The purpose of C.R.C.P. 30(e), which rule requires submission of the deposition to the witness for examination, correction, and signature, is to provide verification of the deposition's content in order that the writing may be introduced as evidence of the witness's own words. See J. Wigmore, Evidence § 805 (1970). In the present case, proof of the contradictory statement was elicited from the mouth of the witness, not by introduction of the deposition into evidence. Thus, the safeguards for accuracy of the deposition as evidence, which are embodied in C.R.C.P. 30(e), were inapplicable. The trial court was therefore correct in denying defendant's motion to prohibit plaintiff's use of the deposition.
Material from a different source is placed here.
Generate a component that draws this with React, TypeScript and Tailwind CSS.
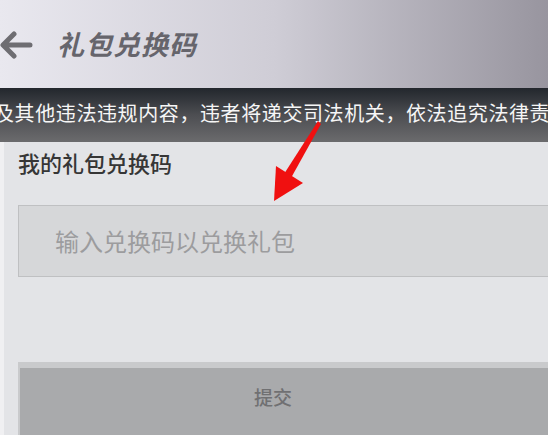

Defendant also asserts that the jury's verdict finding that the defendant was 100 per cent negligent is contrary to the law and the evidence. It is argued that absent the insured's act in laying building materials across the heater, there would have been no fire, and that this act must, as a matter of law, relieve defendant from full liability.

The issue of percentage of negligence is one for the jury, and only in the clearest of cases where the facts are undisputed and reasonable minds can draw but one inference from them should such issues be determined as a matter of law. See Holzem v. Mueller, 54 Wis.2d 388, 195 N.W.2d 635; McQueen v. Robbins, 28 Colo.App. 436, 476 P.2d 57. In the case at bar, there is evidence that plaintiff's insureds requested termination of services and that they saw defendant's serviceman on their premises later the same day. On the basis of these facts, the jury could reasonably conclude that the insureds were not negligent in any way contributing to the occurrence of the fire.

Judgment affirmed.

SILVERSTEIN, C. J., and ENOCH, J., concur.